Dans son livre « Le prophète rouge » Julie Pagis chercheuse en science politique nous plonge dans la descente aux enfers d’un groupe de militants maoïstes des années 1970

Dans une interview donnée à « l’Humanité », Julie Pagis revient sur le sens du mot charisme quand il est attribué à un individu.

Elle indique que pour Max Weber, le pouvoir charismatique est le pouvoir prêté à un leader par ses suiveurs ou ses adeptes. Pour Weber, ce n’est pas une qualité individuelle, mais la somme de croyances individuelles en la qualité extraordinaire des chefs qui génère le charisme.

La définition ‘’wébérienne’’ du « charisme personnel » établit 5 critères : la reconnaissance dans le chef de qualités exceptionnelles, l’inconditionnelle soumission à son autorité, la formation d’une communauté dans laquelle on entre par conversion, le sentiment partagé de devoir accomplir une mission subversive et, enfin, la fameuse instabilité du charisme.

Dans le groupe militant maoïste étudié, tous les membres cherchent à se faire ouvriers, prolétaires.

Le chef Fernando leur demande d’arrêter leurs études, ils s’établissent en usine.
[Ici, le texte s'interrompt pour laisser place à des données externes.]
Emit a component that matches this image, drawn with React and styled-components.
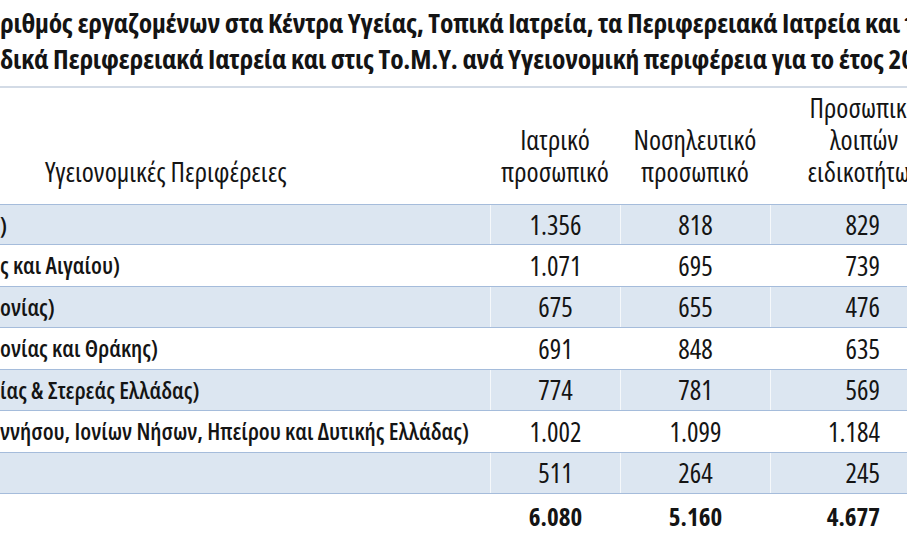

Ceux qui ne le font pas sont exclus.

Les membres du groupe se font passer pour ce qu’ils ne sont pas, ils vont chercher à éradiquer chez eux toute trace de petite-bourgeoisie.

Fernando leur dit que le groupe sera un vrai parti d’avant-garde quand chacun aura finalisé ce travail de conversion.

La conversion s’accompagne d’un dispositif coercitif dont un des outils est l’autocritique.

Les membres du groupe doivent faire des bilans sur toutes leurs actions. L’enjeu affiché est de devenir un meilleur militant.

Peu à peu, l’autocritique est dévoyée. Elle devient quotidienne et porte sur des choses anodines comme l’achat d’une veste.

L’autocritique génère de la culpabilité, Fernando utilise une culpabilité de classe pour parvenir à ses fins.

Dans la définition wébérienne, toute domination s’accompagne d’un consentement du dominé.

Pour assoir son pouvoir, Fernando se présente au groupe comme un réfugié antifranquiste. Il a vécu 3 ans en Chine au moment de la révolution culturelle, il traduisait les œuvres de Mao.

Fort de cette expérience, il se positionne comme un prophète rouge? d’où le titre du livre.

Il sait que pour perpétuer son pouvoir, le leader charismatique doit sans cesse prouver qu’il est extraordinaire.

Quand des militants du groupe sont impliqués dans des grèves victorieuses à la SNECMA et chez KLEBER, en 1973, ils lui attribuent une partie du succès.

Dans l’inconscient collectif du groupe s’ils continuent sur cette voie, la révolution sera au bout du chemin.

L’écrit joue un rôle essentiel dans le contrôle exercé par Fernando. Tout est consigné dans des cahiers de réunion.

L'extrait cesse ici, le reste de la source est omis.